Dr. Jennifer Chisholm is a recent doctoral graduate from the Department of Sociology at Cambridge University and originally from Cleveland, Ohio, USA. She earned her B.A. from American University in 2012 where she majored in International Studies with concentrations in Latin America and Comparative Race Relations. In 2013, she embarked on her MPhil degree in Latin American Studies at the University of Cambridge. Her MPhil dissertation fieldwork in Rio de Janeiro on black and Indigenous land rights set the foundation for her PhD project. This project is an ethnographic study of how residents of informal settlements called favelas mobilize against eviction in Rio de Janeiro.
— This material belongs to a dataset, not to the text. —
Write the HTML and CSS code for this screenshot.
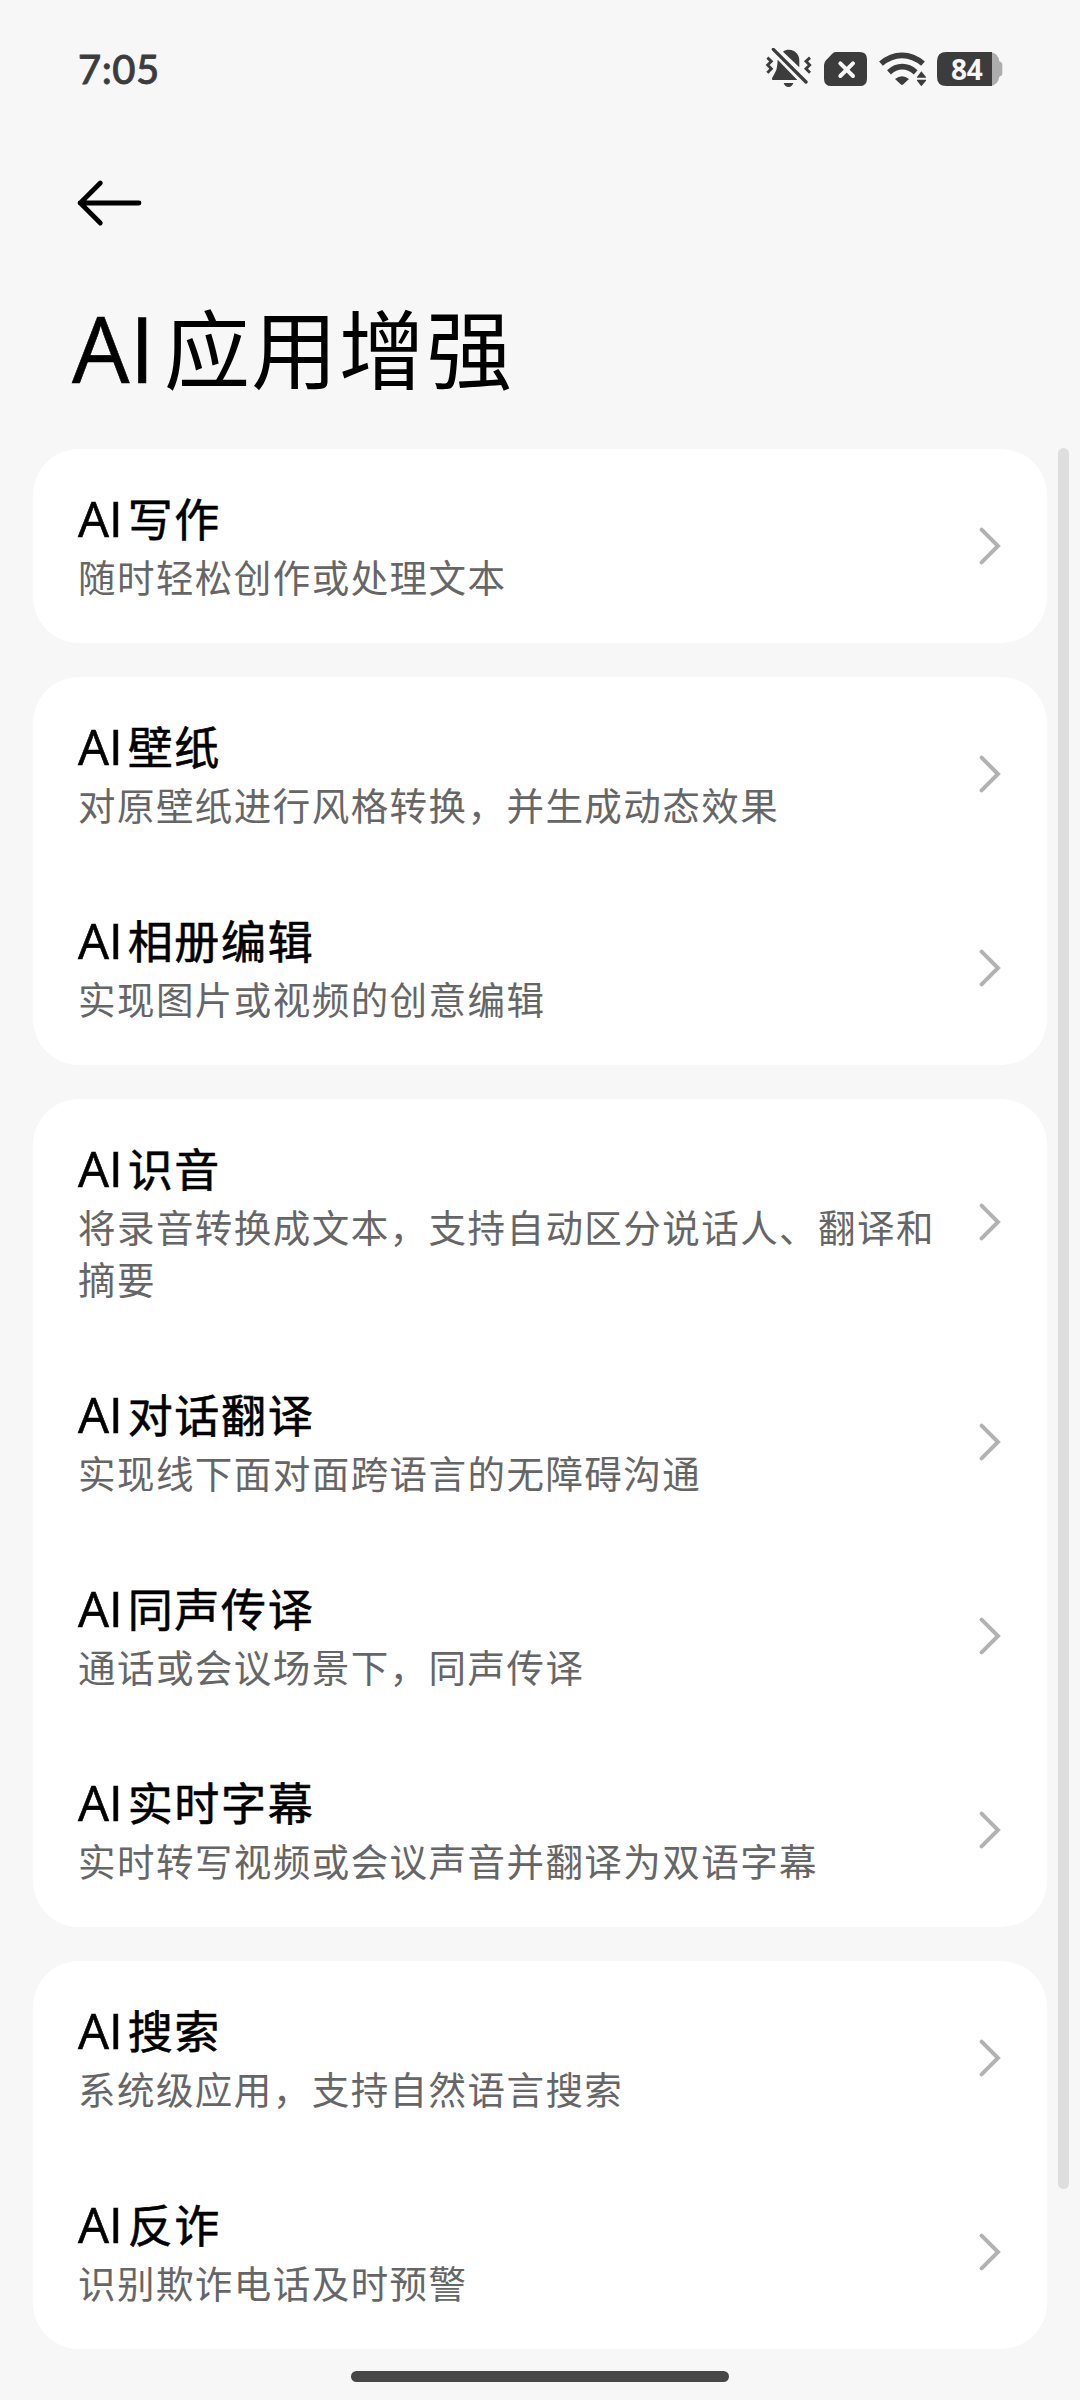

Dr. Angus McNelly is a lecturer in Latin American Politics/International Development at Queen Mary University of London. His research primarily focuses on Latin American politics. He is particularly interested in the region’s political economy; the informal economy and city; the period of progressive Latin American governments known as the “Pink Tide”; social movements and state formation. He has done fieldwork in three Bolivian cities, El Alto, La Paz and Santa Cruz and most of my work focuses on Bolivia in particular.
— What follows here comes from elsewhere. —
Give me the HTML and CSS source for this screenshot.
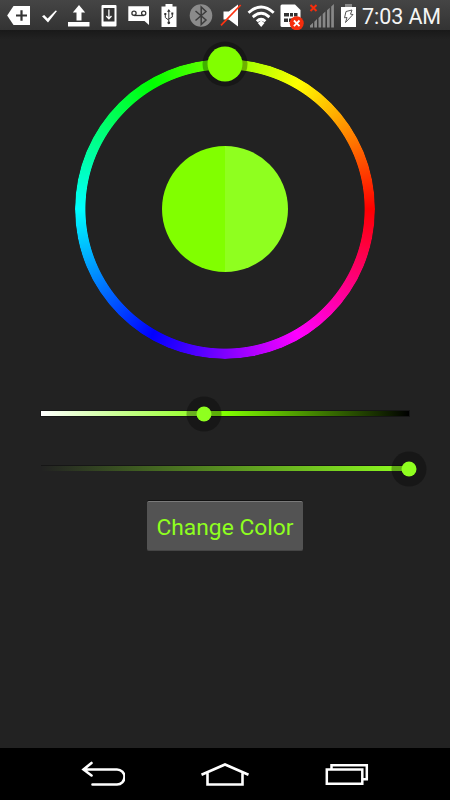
FILE: index.html
```html
<!DOCTYPE html>
<html lang="en">
<head>
  <meta charset="UTF-8" />
  <meta name="viewport" content="width=device-width, initial-scale=1.0"/>
  <title>Color Picker</title>
  <link rel="stylesheet" href="styles.css">
</head>
<body>

  <header class="status-bar">
    <!-- keyboard -->
    <svg width="36" height="30" viewBox="0 0 36 30"><path d="M7.2 15.5 13.5 6H30v19H13.500z" fill="#fff"/><path d="M21.500 10.200v10.600M16 15.500h11" stroke="#333" stroke-width="2.200"/></svg>
    <!-- check -->
    <svg width="26" height="30" viewBox="36 0 26 30"><path d="M42 16.200l2.200-1.300 3.400 3.600 8-8 1.400.5L48 22.600z" fill="#fff"/></svg>
    <!-- upload -->
    <svg width="34" height="30" viewBox="62 0 34 30"><path d="M79 5l6.200 7.500h-3.700v8h-5v-8h-3.700zM68 22h21.500v4.500H68z" fill="#fff"/></svg>
    <!-- download to phone -->
    <svg width="27" height="30" viewBox="96 0 27 30"><rect x="101.500" y="5" width="15" height="21.500" rx="1" fill="#fff"/><path d="M103.500 8h11v13.500h-11z" fill="#333"/><path d="M108.900 9.500v9M106.300 16l2.600 2.800 2.600-2.800" fill="none" stroke="#fff" stroke-width="1.300"/></svg>
    <!-- voicemail -->
    <svg width="31" height="30" viewBox="123 0 31 30"><path d="M128.300 6.200H149V25l-4.500-4h-16.200z" fill="#fff"/><path d="M134 15.500h10" stroke="#333" stroke-width="1.300"/><circle cx="134" cy="13.300" r="2.100" fill="none" stroke="#333" stroke-width="1.300"/><circle cx="143.700" cy="13.300" r="2.100" fill="none" stroke="#333" stroke-width="1.300"/></svg>
    <!-- usb -->
    <svg width="29" height="30" viewBox="154 0 29 30"><path d="M161.500 6.500h4V4h7v2.500h4V27h-15z" fill="#fff"/><path d="M168.800 10.500v13M165.300 14v3.500l3.500 2.700M172.300 13.500v3.500l-3.500 2" fill="none" stroke="#333"/><path d="M168.800 9l1.800 2.700H167zM164.300 13h2v2h-2zM171.300 12.500h2v2h-2z" fill="#333"/><circle cx="168.800" cy="22.800" r="1.400" fill="#333"/></svg>
    <!-- bluetooth -->
    <svg width="33" height="30" viewBox="183 0 33 30"><circle cx="201" cy="15.500" r="11.300" fill="#8b8b8b"/><path d="M195.500 11l10.500 9-4.800 4.500V7L206 11.500 195.500 20.500" fill="none" stroke="#3c3c3c" stroke-width="1.500"/></svg>
    <!-- muted speaker -->
    <svg width="29" height="30" viewBox="216 0 29 30"><path d="M223.500 11.500h5.300l9.200-7v22l-9.200-7h-5.300z" fill="#fff"/><path d="M221 25.300L240.700 5" stroke="#f31" stroke-width="1.700"/></svg>
    <!-- wifi -->
    <svg width="33" height="30" viewBox="245 0 33 30"><g fill="none" stroke="#fff" stroke-width="2.800"><path d="M248.500 12.700q12.600-11.500 25.200 0"/><path d="M252.800 17.100q8.300-7.600 16.600 0"/><path d="M256.800 21.300q4.300-4 8.600 0"/></g><path d="M257.800 23l3.400-2.500 3.300 2.500-3.300 4z" fill="#fff"/></svg>
    <!-- sim card -->
    <svg width="26" height="30" viewBox="278 0 26 30"><path d="M280.500 6q0-1.500 1.500-1.500h13l5.500 5.500v15.500q0 1.500-1.500 1.500h-17q-1.500 0-1.500-1.500z" fill="#fff"/><path d="M284 13h5v3.500h-5zM290 13h3v3.500h-3zM294 13h3.500v3.500H294zM284 18.500h4v3.500h-4zM289 18.500h4v3.500h-4z" fill="#333"/><circle cx="296.700" cy="23.300" r="7" fill="#f62d0c"/><path d="M293.900 20.500l5.600 5.600M299.500 20.500l-5.600 5.600" stroke="#fff" stroke-width="1.800"/></svg>
    <!-- no signal -->
    <svg width="33" height="30" viewBox="304 0 33 30"><path d="M310 25.500l3-2.700v4.700h-3zM314.300 21.700l2.700-2.600v8.400h-2.700zM318.500 17.900l2.700-2.600v12.200h-2.700zM322.700 14l2.700-2.500v16h-2.700zM327 10.200l2.700-2.500v19.800H327zM331.200 6.400l2.700-2.400v23.500h-2.700z" fill="#888"/><path d="M310.500 5l6 6M316.500 5l-6 6" stroke="#f62d0c" stroke-width="2"/></svg>
    <!-- battery -->
    <svg width="24" height="30" viewBox="337 0 24 30"><path d="M345 4h7v3h-7z" fill="#888"/><path d="M341 7h15v20h-15z" fill="#fff"/><path d="M346 11.500l6-1.500-1.500 4.200 2.500.3-7.500 8 1.500-5-2.500.3z" fill="none" stroke="#555"/></svg>
    <span class="clock">7:03 AM</span>
  </header>

  <main>
    <div class="wheel">
      <div class="wheel-ring"></div>
      <div class="wheel-center"></div>
      <div class="wheel-knob"></div>
    </div>

    <div class="bar bar-value">
      <div class="knob" style="left: 44.2%"></div>
    </div>
    <div class="bar bar-opacity">
      <div class="knob" style="left: 100%"></div>
    </div>

    <button class="change-btn">Change Color</button>
  </main>

  <nav class="nav-bar">
    <svg width="44" height="26" viewBox="0 0 44 26" fill="none" stroke="#fff" stroke-width="2.600" stroke-linecap="round"><path d="M10.500 2L2.500 8.500l8 6M3 8.500h33a7.500 7.500 0 0 1 0 15H11.500"/></svg>
    <svg width="50" height="26" viewBox="0 0 50 26" fill="none" stroke="#fff" stroke-width="2.600"><path d="M1.500 13.700L25 3.500l23.500 10.200M7.500 11.500v12h35v-12"/></svg>
    <svg width="44" height="26" viewBox="0 0 44 26" fill="none" stroke="#fff" stroke-width="2.500"><path d="M1.800 8.500h35.500v14.300H1.800zM6.500 8V4.200h35.300v14h-4"/></svg>
  </nav>

</body>
</html>
```
FILE: styles.css
```css
:root {
  --bg: #222222;
  --accent: #8fff1f;
  --hue: #81ff00;
}

* {
  box-sizing: border-box;
  margin: 0;
  padding: 0;
}

body {
  background: var(--bg);
  font-family: Roboto, sans-serif;
  height: 100vh;
  display: flex;
  flex-direction: column;
  overflow: hidden;
}

.status-bar {
  display: flex;
  height: 30px;
  background: linear-gradient(#454545, #333333);
}

.status-bar svg {
  flex: none;
}

.clock {
  width: 80px;
  text-align: right;
  color: #f4f4f4;
  font-size: 21.5px;
  line-height: 33px;
  letter-spacing: -0.1px;
  white-space: nowrap;
}

main {
  flex: 1;
  display: flex;
  flex-direction: column;
  align-items: center;
  padding-top: 28.7px;
  background: linear-gradient(#191919, var(--bg) 10px);
}

.wheel {
  position: relative;
  width: 300px;
  height: 300px;
  display: grid;
  place-items: center;
}

.wheel-ring {
  grid-area: 1 / 1;
  width: 300px;
  height: 300px;
  border-radius: 50%;
  background: conic-gradient(from 90deg, #f00, #f0f, #00f, #0ff, #0f0, #ff0, #f00);
  -webkit-mask: radial-gradient(closest-side, transparent 139.2px, #000 140px);
  mask: radial-gradient(closest-side, transparent 139.2px, #000 140px);
}

.wheel-center {
  grid-area: 1 / 1;
  width: 126px;
  height: 126px;
  border-radius: 50%;
  background: linear-gradient(90deg, var(--hue) 50%, var(--accent) 50%);
}

/* the knobs share a translucent halo */
.wheel-knob,
.knob {
  position: absolute;
  border-radius: 50%;
  transform: translate(-50%, -50%);
}

.wheel-knob {
  left: 50%;
  top: 5px;
  width: 35px;
  height: 35px;
  background: var(--hue);
  box-shadow: 0 0 0 5px rgba(0, 0, 0, 0.31);
}

.bar {
  position: relative;
  width: 368px;
  height: 5px;
}

.bar-value {
  margin-top: 52.3px;
  background: linear-gradient(90deg, #fff, var(--hue) 50%, #000);
  box-shadow: 0 0 0 1px rgba(0, 0, 0, 0.35);
}

.bar-opacity {
  margin-top: 50px;
  background: linear-gradient(90deg, transparent, var(--accent));
  box-shadow: 0 -1px 0 rgba(0, 0, 0, 0.35);
}

.knob {
  top: 55%;
  width: 15px;
  height: 15px;
  background: var(--accent);
  box-shadow: 0 0 0 10px rgba(0, 0, 0, 0.31);
}

.change-btn {
  margin-top: 30px;
  width: 156px;
  height: 50px;
  padding-top: 3px;
  border: none;
  border-top: 1px solid #7a7a7a;
  border-bottom: 1px solid #454545;
  border-radius: 2px;
  background: #535353;
  box-shadow: 0 -1px 0 #111;
  color: var(--accent);
  font-family: inherit;
  font-size: 22.8px;
  white-space: nowrap;
}

.nav-bar {
  display: flex;
  justify-content: space-between;
  height: 52px;
  padding: 13px 81px 0;
  background: #000;
}
```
Ana Luísa Sertã is a PhD candidate in Anthropology at the University of London (Birbeck/ UCL) exploring intersections between gender, technology and housework in Brazil. Ana holds a masters in Social Anthropology from the University of Sao Paulo (USP), was one of the founders of the Urban Ethnology Group in 2010 and has worked extensively with Sateré-Mawé communities in Amazonian cities, addressing topics around gender, material culture, mobility processes and the Indigenous right to the city. Author of Following seeds: Sateré-Mawé circuits and paths between city and village and director of The paths of the seeds, awarded best ethnographic film at the ANPOCS conference of 2017.